No one understands why I help them. No one understands that I would help my worst enemy, if it meant sparing them from some of the suffering I have gone through in my lifetime so far. I keep getting hurt for helping people. I keep growing more hateful of myself as a person, whenever I fail my mission to help someone obtain their ultimate goal. I stand back and watch others suffer more than I step in to help anymore.
The boy has lived with us two months now. My daughter has been in our home for a year. She seemed to understand. I pray that she still does understand.
I don’t need a pat on the back for everything I’ve done for others. I just want to express the hurt, I suppose. Because it does hurt. I give everything to help. I don’t ask for anything back. Well maybe I would ask for something in return. And that request would be, if I help you, with anything, or if I try to help and I fail, please don’t hurt me for it. I will never stop trying to help.
This document was originally created on the fifth of October, in 2016. It is now March 7th, 2017. The victim has lived with us for more than seven months at this point.
My daughter returned to school on the first of February this year. The victim took a full time job where my husband works, perhaps two weeks following my daughter’s return to school. He earns a guideline income thirty percent higher than my own now. He is clean. He is healthy. He is happy. My daughter is clean, and healthy, and happy. Neither of the two made the choice to abandon my husband and I, as I had originally feared out of my own insecurities.

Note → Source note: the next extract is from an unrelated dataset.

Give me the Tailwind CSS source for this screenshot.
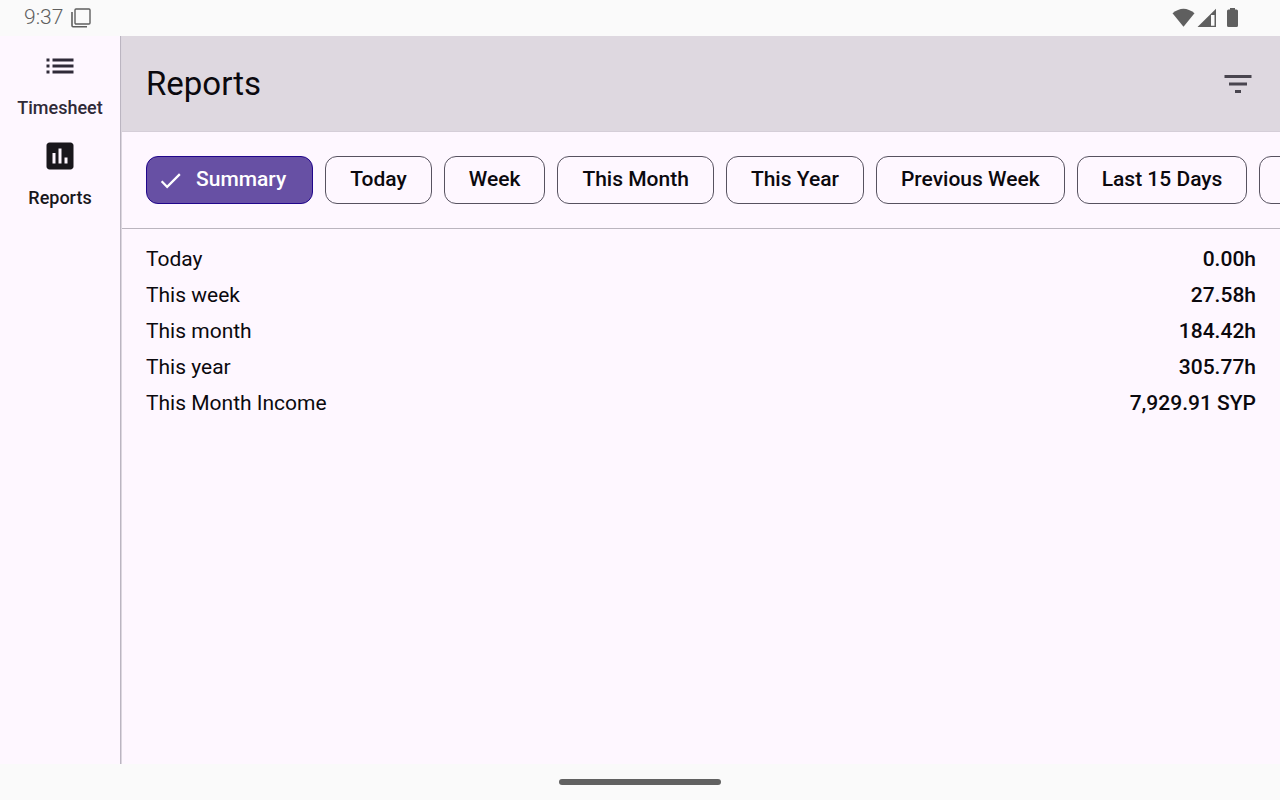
<!DOCTYPE html>
<html lang="en">
<head>
    <meta charset="UTF-8">
    <meta name="viewport" content="width=device-width, initial-scale=1.0">
    <title>Reports</title>
    <script src="https://cdn.jsdelivr.net/npm/@tailwindcss/browser@4"></script>
</head>
<body class="flex min-h-screen flex-col overflow-x-hidden bg-[#fef7ff] font-['Roboto',sans-serif] text-[#0b090e]">
    <!-- Status Bar -->
    <div class="flex h-9 items-center justify-between bg-[#fafafa] pr-10 pl-6 text-[#5f5f5f]">
        <div class="flex items-center gap-2">
            <span class="text-[21px] font-light">9:37</span>
            <svg class="size-5" viewBox="0 0 20 20" fill="none" stroke="currentColor" aria-hidden="true">
                <rect x="4" y="1" width="15" height="15" rx="1" stroke-width="1.400"/>
                <path d="M1 4v13.500q0 1.200 1 1.200H16" stroke-width="1.600"/>
            </svg>
        </div>
        <svg class="h-5 w-[68px]" viewBox="0 0 68 20" fill="currentColor" aria-hidden="true">
            <path d="M.5 5.300Q11.500-3.700 22.500 5.300L11.500 18.800Z"/>
            <path fill-rule="evenodd" d="M44 .8V19H25.500ZM42.500 7V17.700H39V7Z"/>
            <path d="M58 1V0h5v1.500h1.500q1.500 0 1.500 1.500v14.500q0 1.500-1.500 1.500h-8q-1.500 0-1.500-1.500V3q0-1.500 1.500-1.500H58Z"/>
        </svg>
    </div>

    <div class="flex flex-1">
        <!-- Navigation Rail -->
        <nav class="flex w-[121px] shrink-0 flex-col items-center gap-3 border-r border-[#bbb5c1] pt-3 text-[18px] leading-6 font-medium">
            <a href="#timesheet" class="flex flex-col items-center gap-3 pb-[6px] text-[#2f2a38]">
                <svg class="size-9" viewBox="0 0 24 24" fill="currentColor" aria-hidden="true"><path d="M3 13h2v-2H3v2zm0 4h2v-2H3v2zm0-8h2V7H3v2zm4 4h14v-2H7v2zm0 4h14v-2H7v2zM7 7v2h14V7H7z"/></svg>
                Timesheet
            </a>
            <a href="#reports" aria-current="page" class="flex flex-col items-center gap-3 text-[#19171c]">
                <svg class="size-9" viewBox="0 0 24 24" fill="currentColor" aria-hidden="true"><path d="M19 3H5c-1.100 0-2 .9-2 2v14c0 1.100.9 2 2 2h14c1.100 0 2-.9 2-2V5c0-1.100-.9-2-2-2zM9 17H7v-7h2v7zm4 0h-2V7h2v10zm4 0h-2v-4h2v4z"/></svg>
                Reports
            </a>
        </nav>

        <main class="min-w-0 flex-1 border-l border-[#dcd6df]">
            <!-- Top Bar -->
            <header class="flex h-24 items-center justify-between border-b border-[#d5ced8] bg-[#ded8e0] px-6">
                <h1 class="text-[33px]">Reports</h1>
                <button type="button" aria-label="Filter" class="text-[#49454f]">
                    <svg class="size-9" viewBox="0 0 24 24" fill="currentColor" aria-hidden="true"><path d="M10 18h4v-2h-4v2zM3 6v2h18V6H3zm3 7h12v-2H6v2z"/></svg>
                </button>
            </header>

            <!-- Report Period Chips -->
            <div class="flex gap-3 overflow-hidden border-b border-[#bbb5bf] p-6 text-[21px] font-medium whitespace-nowrap">
                <button type="button" aria-pressed="true" class="flex h-12 shrink-0 items-center gap-3 rounded-xl border border-[#21068c] bg-[#6750a4] pr-[26px] pl-[10px] text-white">
                    <svg class="size-[27px]" viewBox="0 0 24 24" fill="currentColor" aria-hidden="true"><path d="M9 16.170 4.830 12l-1.420 1.410L9 19 21 7l-1.410-1.410z"/></svg>
                    Summary
                </button>
                <button type="button" class="h-12 shrink-0 rounded-xl border border-[#575260] px-6">Today</button>
                <button type="button" class="h-12 shrink-0 rounded-xl border border-[#575260] px-6">Week</button>
                <button type="button" class="h-12 shrink-0 rounded-xl border border-[#575260] px-6">This Month</button>
                <button type="button" class="h-12 shrink-0 rounded-xl border border-[#575260] px-6">This Year</button>
                <button type="button" class="h-12 shrink-0 rounded-xl border border-[#575260] px-6">Previous Week</button>
                <button type="button" class="h-12 shrink-0 rounded-xl border border-[#575260] px-6">Last 15 Days</button>
                <button type="button" aria-label="More" class="h-12 w-36 shrink-0 rounded-xl border border-[#575260]"></button>
            </div>

            <!-- Summary -->
            <div class="px-6 py-3">
                <table class="w-full text-[21px] leading-9">
                    <tbody>
                        <tr>
                            <th scope="row" class="p-0 text-left font-normal">Today</th>
                            <td class="p-0 text-right font-medium">0.00h</td>
                        </tr>
                        <tr>
                            <th scope="row" class="p-0 text-left font-normal">This week</th>
                            <td class="p-0 text-right font-medium">27.58h</td>
                        </tr>
                        <tr>
                            <th scope="row" class="p-0 text-left font-normal">This month</th>
                            <td class="p-0 text-right font-medium">184.42h</td>
                        </tr>
                        <tr>
                            <th scope="row" class="p-0 text-left font-normal">This year</th>
                            <td class="p-0 text-right font-medium">305.77h</td>
                        </tr>
                        <tr>
                            <th scope="row" class="p-0 text-left font-normal">This Month Income</th>
                            <td class="p-0 text-right font-medium">7,929.91 SYP</td>
                        </tr>
                    </tbody>
                </table>
            </div>
        </main>
    </div>

    <!-- Gesture Bar -->
    <div class="flex h-9 items-center justify-center bg-[#fafafa]">
        <div class="h-[6px] w-[162px] rounded-full bg-[#616161]"></div>
    </div>
</body>
</html>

The victim calls my husband “Dad”. He treats me with respect, obeys my requests and rules, and works hard at his new job. I consider him my son, though he may never hear me utter the words, out of my own uncontrollable fears of frightening him or making things awkward, now that I have surprisingly found a suitable level of comfort with him despite the abuse and accusations I endured from his tormentor in the summer of 2016.
I am beyond proud of my daughter. I am beyond proud of the victim. My son. I do not need a pat on the back for helping them. Watching them do what they are both doing now, is more rewarding than anything that anyone could give me, or say to me now. I pray to the highest heaven that they both succeed with their lives, and that they go where most have never gone before.
I don’t doubt either child. I have faith in each of them individually, and I know they will succeed in life. They will make mistakes, like anyone, but they are both mature enough. They will learn from their mistakes and they will rise again and keep moving forward. And I will be here. I will be right beside them. In life. In death. I will help them and I will rescue them. And I will never stop being proud of them.
I am not much older than either child. I have lots to learn as a human being. I have made many mistakes. Countless, probably. I have hurt both children emotionally at some point, with words or actions that I chose on my own. I’ve never mothered my own children. If anything, I am nowhere near qualified to be considered a parent, or even a “guardian”, to either one.
But they have both taught me so much. Especially that I don’t need validation, from anyone, for helping someone. I don’t even need it from them. If they chose never to say “Thank-you”, it wouldn’t matter. What matters is they made it. And they are making it now.
If ever I could be a mother, or considered a mother, and God gave me the choice of all the children on this Earth that I could say were mine, I would choose the same children that I “mother” now.
Neither of you will ever know of this document’s existence. There will come days where you will each wonder if I care about you at all. But I know, here and now, I love you both and I could not be happier or more proud of anyone. You are my children. And you both will always be my children. I’ll never leave your side. I will protect you until my last breath on this earth. And I will thank God for every moment I have with you, and ask him to always watch over each of you, and I will pray for you both to live the best lives you can live.
Most of all, I pray you both learn love and happiness, and adoption. Adoption may be a funny term to throw in. But I could not have known this level of love, happiness, or belonging, had I never met Dad and adopted his family as my own.